## Stated problem
Only the pictures are omitted; repeat all other data exactly.

· · · · · · ·

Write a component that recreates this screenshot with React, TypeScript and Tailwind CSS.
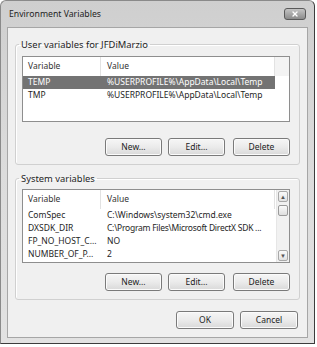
import { X } from "lucide-react";

const userVars = [
  { name: "TEMP", value: "%USERPROFILE%\\AppData\\Local\\Temp", selected: true },
  { name: "TMP", value: "%USERPROFILE%\\AppData\\Local\\Temp", selected: false },
];

const systemVars = [
  { name: "ComSpec", value: "C:\\Windows\\system32\\cmd.exe", tight: false },
  { name: "DXSDK_DIR", value: "C:\\Program Files\\Microsoft DirectX SDK ...", tight: true },
  { name: "FP_NO_HOST_C...", value: "NO", tight: false },
  { name: "NUMBER_OF_P...", value: "2", tight: false },
];

function WinButton({ label, className = "" }: { label: string; className?: string }) {
  return (
    <button
      className={
        "h-[18px] w-[57px] rounded-[3px] border border-[#7a7a7a] bg-gradient-to-b from-[#f6f6f6] via-[#ebebeb] to-[#d9d9d9] text-[8.5px] leading-none text-[#222] shadow-[inset_0_0_0_1px_#fbfbfb] " +
        className
      }
    >
      {label}
    </button>
  );
}

function Header({ last }: { last?: boolean }) {
  return (
    <div className="flex h-[19px] bg-white text-[8.5px] text-[#333]">
      <div className="flex w-[78px] items-center border-r border-[#e2e2e2] pl-[5px]">Variable</div>
      <div className="flex w-[174px] items-center border-r border-[#e2e2e2] pl-[6px]">Value</div>
      {last && <div className="flex-1 bg-[#f3f3f3]" />}
    </div>
  );
}

function ScrollBar() {
  return (
    <div className="flex w-[13px] flex-col border-l border-[#e6e6e6] bg-[#f1f1f1] px-[1px] py-[1px]">
      <div className="flex h-[11px] items-center justify-center rounded-[2px] border border-[#a8a8a8] bg-gradient-to-b from-[#fafafa] to-[#e2e2e2] text-[6px] leading-none text-[#555]">
        ▲
      </div>
      <div className="mt-[3px] h-[11px] rounded-[2px] border border-[#9a9a9a] bg-gradient-to-b from-[#fbfbfb] to-[#dedede]" />
      <div className="flex-1" />
      <div className="flex h-[11px] items-center justify-center rounded-[2px] border border-[#a8a8a8] bg-gradient-to-b from-[#fafafa] to-[#e2e2e2] text-[6px] leading-none text-[#555]">
        ▼
      </div>
    </div>
  );
}

export default function App() {
  return (
    <div
      className="h-[347px] w-[317px] bg-white"
      style={{ fontFamily: '"Noto Sans", "Open Sans", sans-serif' }}
    >
      <div className="flex w-[315px] flex-col rounded-t-[6px] border border-[#8a8a8a] border-b-[#3c3c3c] border-r-[#3c3c3c] bg-gradient-to-b from-[#cfcfcf] via-[#dcdcdc] to-[#e2e2e2]">
        {/* title bar */}
        <div className="flex h-[26px] items-center justify-between pl-[8px] pr-[8px] pt-[2px]">
          <span className="text-[8.7px] text-[#1e1e1e]">Environment Variables</span>
          <div className="mb-[2px] flex h-[12px] w-[22px] items-center justify-center rounded-[3px] border border-[#5a5a5a] bg-gradient-to-b from-[#c4c4c4] to-[#8c8c8c]">
            <X className="h-[8px] w-[8px] text-white" strokeWidth={4} />
          </div>
        </div>

        {/* client area */}
        <div className="mx-[6px] mb-[5px] border border-[#a6a6a6] bg-[#f0f0f0] px-[7px] pb-[8px] pt-[10px] text-[#1e1e1e]">
          <fieldset className="rounded-[3px] border border-[#d0d0d0] pb-[8px] pl-[6px] pr-[9px] pt-[5px] shadow-[inset_1px_1px_0_#fff]">
            <legend className="-ml-[3px] px-[2px] text-[9.4px] leading-[13px]">User variables for JFDiMarzio</legend>
            <div className="h-[66px] border border-[#8e8e8e] bg-white">
              <Header last />
              {userVars.map((v) => (
                <div
                  key={v.name}
                  className={
                    "flex h-[13px] w-[252px] items-center text-[8.5px] " +
                    (v.selected ? "bg-[#737373] text-white" : "text-[#1e1e1e]")
                  }
                >
                  <div className="w-[78px] pl-[5px]">{v.name}</div>
                  <div className="w-[174px] pl-[6px]">{v.value}</div>
                </div>
              ))}
            </div>
            <div className="mt-[16px] flex justify-end gap-[6px]">
              <WinButton label="New..." />
              <WinButton label="Edit..." />
              <WinButton label="Delete" className="ml-[2px]" />
            </div>
          </fieldset>

          <fieldset className="mt-[7px] rounded-[3px] border border-[#d0d0d0] pb-[8px] pl-[6px] pr-[9px] pt-[4px] shadow-[inset_1px_1px_0_#fff]">
            <legend className="-ml-[3px] px-[2px] text-[9.4px] leading-[13px]">System variables</legend>
            <div className="flex h-[74px] border border-[#8e8e8e] bg-white">
              <div className="flex-1">
                <Header />
                {systemVars.map((v) => (
                  <div key={v.name} className="flex h-[13px] items-center text-[8.5px] text-[#1e1e1e]">
                    <div className="w-[78px] whitespace-nowrap pl-[5px]">{v.name}</div>
                    <div
                      className={
                        "w-[174px] whitespace-nowrap pl-[6px] " + (v.tight ? "tracking-[-0.25px]" : "")
                      }
                    >
                      {v.value}
                    </div>
                  </div>
                ))}
              </div>
              <ScrollBar />
            </div>
            <div className="mt-[10px] flex justify-end gap-[6px]">
              <WinButton label="New..." />
              <WinButton label="Edit..." />
              <WinButton label="Delete" className="ml-[2px]" />
            </div>
          </fieldset>

          <div className="mt-[11px] flex justify-end gap-[6px] pr-[2px]">
            <WinButton label="OK" className="w-[58px]" />
            <WinButton label="Cancel" className="w-[58px]" />
          </div>
        </div>
      </div>
    </div>
  );
}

· · · · · · ·

## Output below
Write a component that recreates this screenshot with React, TypeScript and Tailwind CSS.
import { X } from "lucide-react";

const userVars = [
  { name: "TEMP", value: "%USERPROFILE%\\AppData\\Local\\Temp", selected: true },
  { name: "TMP", value: "%USERPROFILE%\\AppData\\Local\\Temp", selected: false },
];

const systemVars = [
  { name: "ComSpec", value: "C:\\Windows\\system32\\cmd.exe", tight: false },
  { name: "DXSDK_DIR", value: "C:\\Program Files\\Microsoft DirectX SDK ...", tight: true },
  { name: "FP_NO_HOST_C...", value: "NO", tight: false },
  { name: "NUMBER_OF_P...", value: "2", tight: false },
];

function WinButton({ label, className = "" }: { label: string; className?: string }) {
  return (
    <button
      className={
        "h-[18px] w-[57px] rounded-[3px] border border-[#7a7a7a] bg-gradient-to-b from-[#f6f6f6] via-[#ebebeb] to-[#d9d9d9] text-[8.5px] leading-none text-[#222] shadow-[inset_0_0_0_1px_#fbfbfb] " +
        className
      }
    >
      {label}
    </button>
  );
}

function Header({ last }: { last?: boolean }) {
  return (
    <div className="flex h-[19px] bg-white text-[8.5px] text-[#333]">
      <div className="flex w-[78px] items-center border-r border-[#e2e2e2] pl-[5px]">Variable</div>
      <div className="flex w-[174px] items-center border-r border-[#e2e2e2] pl-[6px]">Value</div>
      {last && <div className="flex-1 bg-[#f3f3f3]" />}
    </div>
  );
}

function ScrollBar() {
  return (
    <div className="flex w-[13px] flex-col border-l border-[#e6e6e6] bg-[#f1f1f1] px-[1px] py-[1px]">
      <div className="flex h-[11px] items-center justify-center rounded-[2px] border border-[#a8a8a8] bg-gradient-to-b from-[#fafafa] to-[#e2e2e2] text-[6px] leading-none text-[#555]">
        ▲
      </div>
      <div className="mt-[3px] h-[11px] rounded-[2px] border border-[#9a9a9a] bg-gradient-to-b from-[#fbfbfb] to-[#dedede]" />
      <div className="flex-1" />
      <div className="flex h-[11px] items-center justify-center rounded-[2px] border border-[#a8a8a8] bg-gradient-to-b from-[#fafafa] to-[#e2e2e2] text-[6px] leading-none text-[#555]">
        ▼
      </div>
    </div>
  );
}

export default function App() {
  return (
    <div
      className="h-[347px] w-[317px] bg-white"
      style={{ fontFamily: '"Noto Sans", "Open Sans", sans-serif' }}
    >
      <div className="flex w-[315px] flex-col rounded-t-[6px] border border-[#8a8a8a] border-b-[#3c3c3c] border-r-[#3c3c3c] bg-gradient-to-b from-[#cfcfcf] via-[#dcdcdc] to-[#e2e2e2]">
        {/* title bar */}
        <div className="flex h-[26px] items-center justify-between pl-[8px] pr-[8px] pt-[2px]">
          <span className="text-[8.7px] text-[#1e1e1e]">Environment Variables</span>
          <div className="mb-[2px] flex h-[12px] w-[22px] items-center justify-center rounded-[3px] border border-[#5a5a5a] bg-gradient-to-b from-[#c4c4c4] to-[#8c8c8c]">
            <X className="h-[8px] w-[8px] text-white" strokeWidth={4} />
          </div>
        </div>

        {/* client area */}
        <div className="mx-[6px] mb-[5px] border border-[#a6a6a6] bg-[#f0f0f0] px-[7px] pb-[8px] pt-[10px] text-[#1e1e1e]">
          <fieldset className="rounded-[3px] border border-[#d0d0d0] pb-[8px] pl-[6px] pr-[9px] pt-[5px] shadow-[inset_1px_1px_0_#fff]">
            <legend className="-ml-[3px] px-[2px] text-[9.4px] leading-[13px]">User variables for JFDiMarzio</legend>
            <div className="h-[66px] border border-[#8e8e8e] bg-white">
              <Header last />
              {userVars.map((v) => (
                <div
                  key={v.name}
                  className={
                    "flex h-[13px] w-[252px] items-center text-[8.5px] " +
                    (v.selected ? "bg-[#737373] text-white" : "text-[#1e1e1e]")
                  }
                >
                  <div className="w-[78px] pl-[5px]">{v.name}</div>
                  <div className="w-[174px] pl-[6px]">{v.value}</div>
                </div>
              ))}
            </div>
            <div className="mt-[16px] flex justify-end gap-[6px]">
              <WinButton label="New..." />
              <WinButton label="Edit..." />
              <WinButton label="Delete" className="ml-[2px]" />
            </div>
          </fieldset>

          <fieldset className="mt-[7px] rounded-[3px] border border-[#d0d0d0] pb-[8px] pl-[6px] pr-[9px] pt-[4px] shadow-[inset_1px_1px_0_#fff]">
            <legend className="-ml-[3px] px-[2px] text-[9.4px] leading-[13px]">System variables</legend>
            <div className="flex h-[74px] border border-[#8e8e8e] bg-white">
              <div className="flex-1">
                <Header />
                {systemVars.map((v) => (
                  <div key={v.name} className="flex h-[13px] items-center text-[8.5px] text-[#1e1e1e]">
                    <div className="w-[78px] whitespace-nowrap pl-[5px]">{v.name}</div>
                    <div
                      className={
                        "w-[174px] whitespace-nowrap pl-[6px] " + (v.tight ? "tracking-[-0.25px]" : "")
                      }
                    >
                      {v.value}
                    </div>
                  </div>
                ))}
              </div>
              <ScrollBar />
            </div>
            <div className="mt-[10px] flex justify-end gap-[6px]">
              <WinButton label="New..." />
              <WinButton label="Edit..." />
              <WinButton label="Delete" className="ml-[2px]" />
            </div>
          </fieldset>

          <div className="mt-[11px] flex justify-end gap-[6px] pr-[2px]">
            <WinButton label="OK" className="w-[58px]" />
            <WinButton label="Cancel" className="w-[58px]" />
          </div>
        </div>
      </div>
    </div>
  );
}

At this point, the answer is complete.